I have found the following (Python code to remove HTML tags from a string):
import re
CLEANR = re.complile('<.*?>')
def cleanhtml(raw_html):
cleantext = re.sub(CLEANR, '', rawhtml)
return cleartext
I'm applying it to my column using:
df['col'] = df['col'].apply(cleanhtml(df['col']))
This caused an error as the 'col' was of the datatype Object, so I amended the function to convert the passed argument to a string, as follows:
import re
CLEANR = re.complile('<.*?>')
def cleanhtml(raw_html):
cleantext = re.sub(CLEANR, '', str(rawhtml))
return cleartext
The code still fails as it's receiving an object not string. The error is:
Name: col, Length: 1021, dtype: object' is not a valid function for series' object.
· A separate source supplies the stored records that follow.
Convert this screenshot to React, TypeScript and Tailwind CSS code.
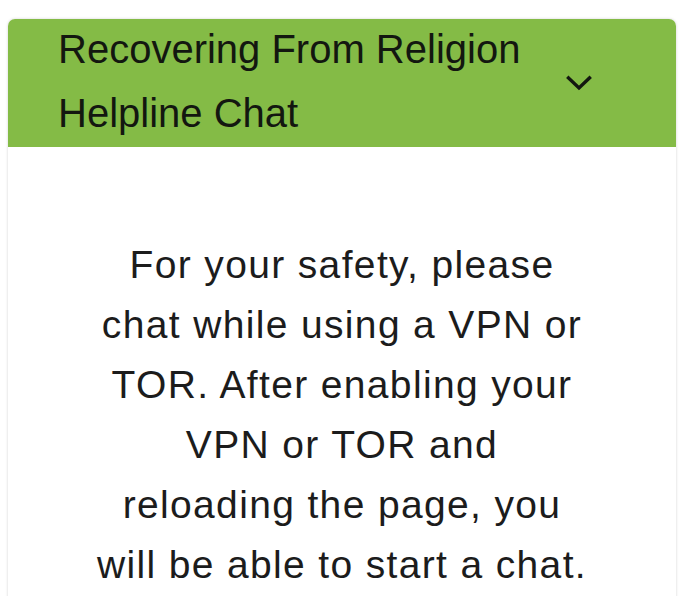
export default function App() {
  const lines = [
    "For your safety, please",
    "chat while using a VPN or",
    "TOR. After enabling your",
    "VPN or TOR and",
    "reloading the page, you",
    "will be able to start a chat.",
  ];
  return (
    <div className="w-[686px] h-[596px] overflow-hidden bg-white pt-[19px] px-[8px] font-['Liberation_Sans',Arial,sans-serif]">
      <div className="w-[668px] h-[600px] rounded-t-[7px] bg-white shadow-[0_0_3px_rgba(0,0,0,0.18)] overflow-hidden">
        <div className="h-[128px] bg-[#84bb46] flex items-center justify-between pl-[50px] pr-[84px]">
          <div className="-mt-[5px] text-[40px] leading-[64px] text-[#131710]">
            <div className="whitespace-nowrap">Recovering From Religion</div>
            <div className="whitespace-nowrap">Helpline Chat</div>
          </div>
          <svg width="26" height="16" viewBox="0 0 26 16" className="-mt-[1px]">
            <polyline points="2.5,3 13,13 23.5,3" fill="none" stroke="#131710" strokeWidth="3.4" strokeLinecap="square" strokeLinejoin="miter" />
          </svg>
        </div>
        <div className="pt-[88px] text-center text-[39px] leading-[60px] tracking-[1.35px] text-[#1c1c1c]">
          {lines.map((l) => (
            <div key={l} className="whitespace-nowrap">{l}</div>
          ))}
        </div>
      </div>
    </div>
  );
}
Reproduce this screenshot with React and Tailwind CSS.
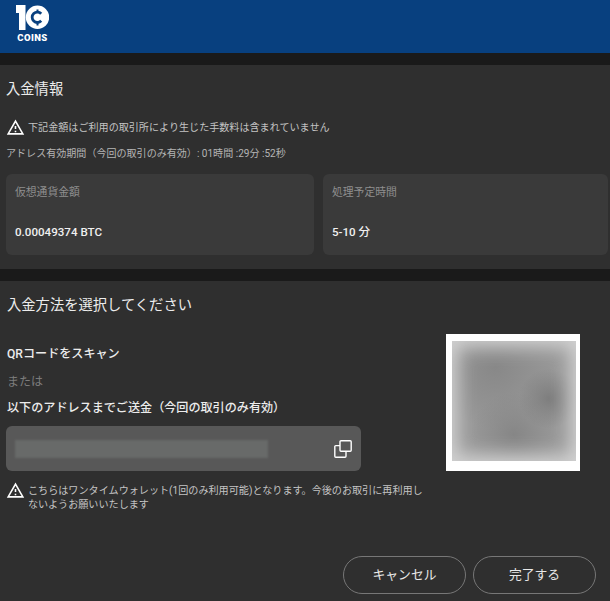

Can anyone nudge me in the right direction please? Thanks.
import re
import pandas as pd
raw_html = """<div>
<h1>Title</h1>
<p>A long text........ </p>
<a href=""> a link </a>
</div>"""
tag_re = re.compile(r'(<!--.*?-->|<[^>]*>)')
clean_html = lambda rawhtml: tag_re.sub('', str(rawhtml))
df = pd.DataFrame({"col":[raw_html, raw_html]})
html_to_text = [clean_html(h) for h in df.col]
df.col = html_to_text
print(df)
Output:
0 \nTitle\nA long text........ \n a link \n
1 \nTitle\nA long text........ \n a link \n
Name: col, dtype: object